Beryasheva raised her head and looked at Mirkin expressively, letting him know that Zvulovina wasn’t aware of the secret intended “betrothal.” Mirkin understood and exchanged glances with Faevich.
“Listen,” Mirkin said, addressing Beryasheva, interrupting Zvulovina’s rapid delivery. “We’ve discussed your plight. All your thoughts are now directed at somehow getting rid of your intended. Of course, that’s the most urgent thing to do! But that’s still not enough! Let’s say you manage to avoid this noose. Then what? In a month another match will be found, another noose. So what sort of life is that?”
“You’re telling me!” Beryasheva replied, smiling feebly and unhappily. “You don’t know even a fraction of what I have to endure! I’ll tell you only that . . .”
“Wait! I’ll tell it better than you! I’ll tell you . . . ,” Zvulovina interrupted her swiftly.
But Beryasheva stopped her with a gentle gesture. “No, Tsipa, I can tell it better. . . . Each of us knows best how to describe our own sufferings. . . . You know very well,” she said, turning to Mirkin, “how I was living before. I had to hide and pretend. But that was genuine paradise, compared to what happened later. . . . Rumors about me have started to circulate in town. Every day some relative or acquaintance arrives and whispers into my mother’s ear that people in town are ‘slandering’ me, saying I’m not devout, that I’m friends with young people, even ‘progressive’ youth, and that I’ve been spotted strolling around in the ‘Christian quarter.’ The parents of my closest girlfriends have forbidden them to see me, even meet or greet me. . . . My father’s begun to pester me with his questions, reproaches, and threats. Once it happened that he caught me walking with Meerov. . . . I can’t even recall this episode without horror! My father dragged me along behind him for two blocks, as if running a gauntlet, holding me firmly by the arm. As soon as we entered the house, he shouted, ‘You worthless creature! You loose woman!’ and he slapped me twice. . . . It felt like I caught on fire and that everything around me was burning—I raced around the room like a madwoman shouting, ‘Ay-yay-yay! I’m on fire! Put it out!’ I thought I’d lose my mind. . . . Then the real hell began. They didn’t let me out of their sight, wouldn’t let me go out of the house alone. My father kept nagging, all the time, without stopping, hurling insults, threats, and reproaches; my mother tormented me with her tears and exhortations. And to make matters worse, a suitor appeared. . . . It’s more than human strength can endure! At times my arms drop to my sides, I become catatonic and apathetic: let my father beat me, let him bury me alive, marry me off to a mangy rat. At other times my heart aches unbearably and I want so much to live. . . .”

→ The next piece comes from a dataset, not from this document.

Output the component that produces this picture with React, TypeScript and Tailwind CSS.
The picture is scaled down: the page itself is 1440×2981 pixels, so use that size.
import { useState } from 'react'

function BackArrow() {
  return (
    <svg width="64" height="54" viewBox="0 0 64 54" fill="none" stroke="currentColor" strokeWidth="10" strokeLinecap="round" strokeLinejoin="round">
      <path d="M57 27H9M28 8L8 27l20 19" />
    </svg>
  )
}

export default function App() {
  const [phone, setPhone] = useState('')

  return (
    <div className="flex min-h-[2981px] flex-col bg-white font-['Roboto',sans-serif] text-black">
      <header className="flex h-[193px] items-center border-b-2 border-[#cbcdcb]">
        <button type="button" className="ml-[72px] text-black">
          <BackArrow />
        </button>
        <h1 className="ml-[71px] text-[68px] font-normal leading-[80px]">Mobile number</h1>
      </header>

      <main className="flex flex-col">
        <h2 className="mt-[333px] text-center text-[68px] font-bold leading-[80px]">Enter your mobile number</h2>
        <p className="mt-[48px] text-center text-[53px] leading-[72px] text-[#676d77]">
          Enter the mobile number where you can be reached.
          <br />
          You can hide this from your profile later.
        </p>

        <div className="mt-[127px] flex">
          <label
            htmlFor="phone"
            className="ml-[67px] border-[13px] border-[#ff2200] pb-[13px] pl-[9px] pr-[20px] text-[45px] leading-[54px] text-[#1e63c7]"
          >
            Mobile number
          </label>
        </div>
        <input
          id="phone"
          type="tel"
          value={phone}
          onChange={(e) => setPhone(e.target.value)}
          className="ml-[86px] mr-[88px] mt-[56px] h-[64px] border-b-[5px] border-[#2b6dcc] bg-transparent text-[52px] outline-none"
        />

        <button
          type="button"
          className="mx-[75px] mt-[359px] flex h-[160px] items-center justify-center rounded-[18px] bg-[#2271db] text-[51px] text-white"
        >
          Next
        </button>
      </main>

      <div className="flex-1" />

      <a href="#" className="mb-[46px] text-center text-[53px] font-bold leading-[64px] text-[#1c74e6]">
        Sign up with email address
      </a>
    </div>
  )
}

Beryasheva, uttering all this in low tones, but with deep emotion, broke off immediately, an agonizing note sounding in her voice. Then she straightened up, jettisoned her look of oppressed helplessness, and glanced around audaciously.

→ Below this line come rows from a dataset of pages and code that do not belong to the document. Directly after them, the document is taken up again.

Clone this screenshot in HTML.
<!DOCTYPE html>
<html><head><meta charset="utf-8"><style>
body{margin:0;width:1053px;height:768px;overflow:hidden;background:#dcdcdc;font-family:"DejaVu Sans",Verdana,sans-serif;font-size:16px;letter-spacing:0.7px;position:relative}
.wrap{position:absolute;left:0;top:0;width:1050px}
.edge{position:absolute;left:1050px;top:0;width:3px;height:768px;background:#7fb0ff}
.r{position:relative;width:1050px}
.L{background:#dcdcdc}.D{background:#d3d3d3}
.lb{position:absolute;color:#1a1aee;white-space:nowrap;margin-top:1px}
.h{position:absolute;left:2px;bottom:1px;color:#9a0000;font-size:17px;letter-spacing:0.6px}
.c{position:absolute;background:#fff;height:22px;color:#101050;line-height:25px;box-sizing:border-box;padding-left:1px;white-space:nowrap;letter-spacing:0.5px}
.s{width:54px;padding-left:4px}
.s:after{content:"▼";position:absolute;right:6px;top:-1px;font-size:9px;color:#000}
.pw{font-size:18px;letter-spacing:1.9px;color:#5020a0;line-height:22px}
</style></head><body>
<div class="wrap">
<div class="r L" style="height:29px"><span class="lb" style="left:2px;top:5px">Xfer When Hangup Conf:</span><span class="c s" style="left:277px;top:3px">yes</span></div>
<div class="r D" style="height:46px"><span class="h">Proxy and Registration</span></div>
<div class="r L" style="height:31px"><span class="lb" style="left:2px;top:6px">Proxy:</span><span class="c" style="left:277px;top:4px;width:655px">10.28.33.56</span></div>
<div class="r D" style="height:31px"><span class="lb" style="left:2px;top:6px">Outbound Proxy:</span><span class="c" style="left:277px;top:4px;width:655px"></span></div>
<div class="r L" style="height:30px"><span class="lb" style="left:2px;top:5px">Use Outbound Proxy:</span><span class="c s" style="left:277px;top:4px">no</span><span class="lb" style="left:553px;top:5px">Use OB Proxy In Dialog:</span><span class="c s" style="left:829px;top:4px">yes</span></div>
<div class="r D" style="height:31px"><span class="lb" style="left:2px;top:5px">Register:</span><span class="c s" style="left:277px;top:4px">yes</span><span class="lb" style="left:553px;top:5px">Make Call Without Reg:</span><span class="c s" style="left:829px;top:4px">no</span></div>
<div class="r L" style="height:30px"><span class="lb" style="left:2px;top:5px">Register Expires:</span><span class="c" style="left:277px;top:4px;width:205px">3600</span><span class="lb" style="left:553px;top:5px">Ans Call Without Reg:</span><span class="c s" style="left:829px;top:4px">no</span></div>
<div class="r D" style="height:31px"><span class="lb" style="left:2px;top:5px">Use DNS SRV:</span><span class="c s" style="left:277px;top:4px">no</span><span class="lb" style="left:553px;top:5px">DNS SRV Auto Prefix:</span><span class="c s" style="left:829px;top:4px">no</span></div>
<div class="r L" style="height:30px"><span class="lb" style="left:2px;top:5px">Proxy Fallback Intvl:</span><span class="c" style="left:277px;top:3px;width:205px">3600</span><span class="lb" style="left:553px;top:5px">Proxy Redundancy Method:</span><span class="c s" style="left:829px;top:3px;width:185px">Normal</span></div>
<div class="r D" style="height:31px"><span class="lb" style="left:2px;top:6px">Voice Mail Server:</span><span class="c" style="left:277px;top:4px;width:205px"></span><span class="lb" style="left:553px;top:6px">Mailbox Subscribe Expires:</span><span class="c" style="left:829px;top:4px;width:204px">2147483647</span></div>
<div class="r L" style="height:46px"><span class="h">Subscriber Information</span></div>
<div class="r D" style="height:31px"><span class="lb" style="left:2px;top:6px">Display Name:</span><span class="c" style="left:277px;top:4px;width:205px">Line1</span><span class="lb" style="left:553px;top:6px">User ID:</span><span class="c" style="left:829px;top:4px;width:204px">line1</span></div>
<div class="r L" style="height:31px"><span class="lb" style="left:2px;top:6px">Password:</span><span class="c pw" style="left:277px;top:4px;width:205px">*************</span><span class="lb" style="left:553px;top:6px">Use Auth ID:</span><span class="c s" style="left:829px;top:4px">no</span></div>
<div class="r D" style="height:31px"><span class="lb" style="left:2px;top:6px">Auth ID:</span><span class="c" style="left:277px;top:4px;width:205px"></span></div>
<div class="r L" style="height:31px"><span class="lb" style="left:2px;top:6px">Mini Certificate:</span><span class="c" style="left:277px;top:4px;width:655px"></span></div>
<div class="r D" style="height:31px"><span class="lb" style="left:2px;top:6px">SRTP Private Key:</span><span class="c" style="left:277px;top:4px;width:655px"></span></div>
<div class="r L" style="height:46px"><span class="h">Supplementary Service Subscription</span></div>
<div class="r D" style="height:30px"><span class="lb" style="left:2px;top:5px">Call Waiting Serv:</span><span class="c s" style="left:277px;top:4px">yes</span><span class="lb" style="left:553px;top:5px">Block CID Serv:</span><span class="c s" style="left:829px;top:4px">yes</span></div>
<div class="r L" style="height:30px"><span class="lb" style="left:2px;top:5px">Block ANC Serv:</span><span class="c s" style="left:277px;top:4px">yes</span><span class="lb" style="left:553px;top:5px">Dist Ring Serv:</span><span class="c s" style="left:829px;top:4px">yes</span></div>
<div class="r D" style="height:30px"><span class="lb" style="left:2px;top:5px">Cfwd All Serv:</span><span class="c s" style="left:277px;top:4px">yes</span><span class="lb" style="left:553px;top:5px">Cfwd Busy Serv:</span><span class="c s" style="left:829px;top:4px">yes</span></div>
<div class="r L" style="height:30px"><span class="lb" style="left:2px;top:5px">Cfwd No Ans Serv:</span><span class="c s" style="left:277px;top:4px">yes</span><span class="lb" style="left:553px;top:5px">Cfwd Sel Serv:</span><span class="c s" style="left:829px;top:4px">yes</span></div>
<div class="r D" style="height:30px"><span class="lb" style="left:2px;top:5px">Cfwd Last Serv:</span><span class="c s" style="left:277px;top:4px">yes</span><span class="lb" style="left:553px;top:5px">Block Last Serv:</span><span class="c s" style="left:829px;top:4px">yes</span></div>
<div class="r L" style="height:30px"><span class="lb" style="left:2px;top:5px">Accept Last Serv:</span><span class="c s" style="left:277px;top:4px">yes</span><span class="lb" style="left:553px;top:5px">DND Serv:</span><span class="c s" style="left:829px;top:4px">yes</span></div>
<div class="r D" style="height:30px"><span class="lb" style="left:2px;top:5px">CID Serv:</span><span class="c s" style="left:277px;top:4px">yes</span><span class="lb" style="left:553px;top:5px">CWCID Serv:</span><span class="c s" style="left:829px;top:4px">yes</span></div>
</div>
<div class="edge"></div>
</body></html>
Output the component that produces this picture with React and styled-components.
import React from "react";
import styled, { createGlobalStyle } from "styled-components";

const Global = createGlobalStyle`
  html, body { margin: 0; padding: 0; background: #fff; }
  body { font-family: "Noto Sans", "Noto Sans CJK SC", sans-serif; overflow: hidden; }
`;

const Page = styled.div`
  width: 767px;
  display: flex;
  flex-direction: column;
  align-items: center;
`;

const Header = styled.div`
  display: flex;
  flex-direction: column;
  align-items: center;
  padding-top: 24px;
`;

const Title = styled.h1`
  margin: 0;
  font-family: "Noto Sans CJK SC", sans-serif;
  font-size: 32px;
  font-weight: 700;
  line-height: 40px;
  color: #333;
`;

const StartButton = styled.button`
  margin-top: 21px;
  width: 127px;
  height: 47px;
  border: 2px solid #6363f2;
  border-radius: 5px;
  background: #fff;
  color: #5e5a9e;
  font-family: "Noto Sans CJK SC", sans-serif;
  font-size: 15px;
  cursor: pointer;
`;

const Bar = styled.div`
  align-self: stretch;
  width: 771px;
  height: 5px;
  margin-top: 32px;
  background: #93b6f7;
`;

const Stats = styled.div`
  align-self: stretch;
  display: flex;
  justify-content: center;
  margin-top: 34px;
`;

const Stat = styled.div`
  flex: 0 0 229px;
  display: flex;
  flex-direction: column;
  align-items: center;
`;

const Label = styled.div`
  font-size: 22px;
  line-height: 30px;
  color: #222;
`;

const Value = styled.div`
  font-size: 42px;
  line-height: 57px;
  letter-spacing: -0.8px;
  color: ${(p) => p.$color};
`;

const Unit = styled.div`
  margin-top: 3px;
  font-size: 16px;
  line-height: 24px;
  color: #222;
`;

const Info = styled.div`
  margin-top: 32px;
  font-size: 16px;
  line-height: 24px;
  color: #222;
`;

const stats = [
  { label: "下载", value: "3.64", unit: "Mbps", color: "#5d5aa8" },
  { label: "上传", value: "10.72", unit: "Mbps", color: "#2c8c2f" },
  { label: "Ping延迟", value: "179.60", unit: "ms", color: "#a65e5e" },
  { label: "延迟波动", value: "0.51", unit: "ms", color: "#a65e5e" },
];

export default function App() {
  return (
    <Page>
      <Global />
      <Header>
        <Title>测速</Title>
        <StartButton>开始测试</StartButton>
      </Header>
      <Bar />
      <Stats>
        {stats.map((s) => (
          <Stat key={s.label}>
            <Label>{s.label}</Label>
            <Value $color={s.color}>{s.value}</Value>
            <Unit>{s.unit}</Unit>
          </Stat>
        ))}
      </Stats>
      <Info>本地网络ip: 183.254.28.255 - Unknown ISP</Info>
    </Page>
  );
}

Her tale produced quite an impression on Mirkin and Faevich. The former sat immobile, never averting the stern gaze of his wide-open eyes from Beryasheva’s face. Faevich paced the room in great agitation and tousled his hair. Even Zvulovina quieted down, overcome by the impact of the story; she turned her head in her birdlike manner and kept glancing in disbelief first at Mirkin, then at Faevich. When Beryasheva had finished, she couldn’t refrain from exclaiming half tragically, half triumphantly, “Well? Did you hear? Do you understand? Do you see?”
1. Tsipa is a diminutive form of the Hebrew name Tsiporah, which means “bird.”
2. A member of a people of southern European Russia and adjacent parts of Asia especially noted as warriors and cavalrymen.
3. Another diminutive form of the name Sonya.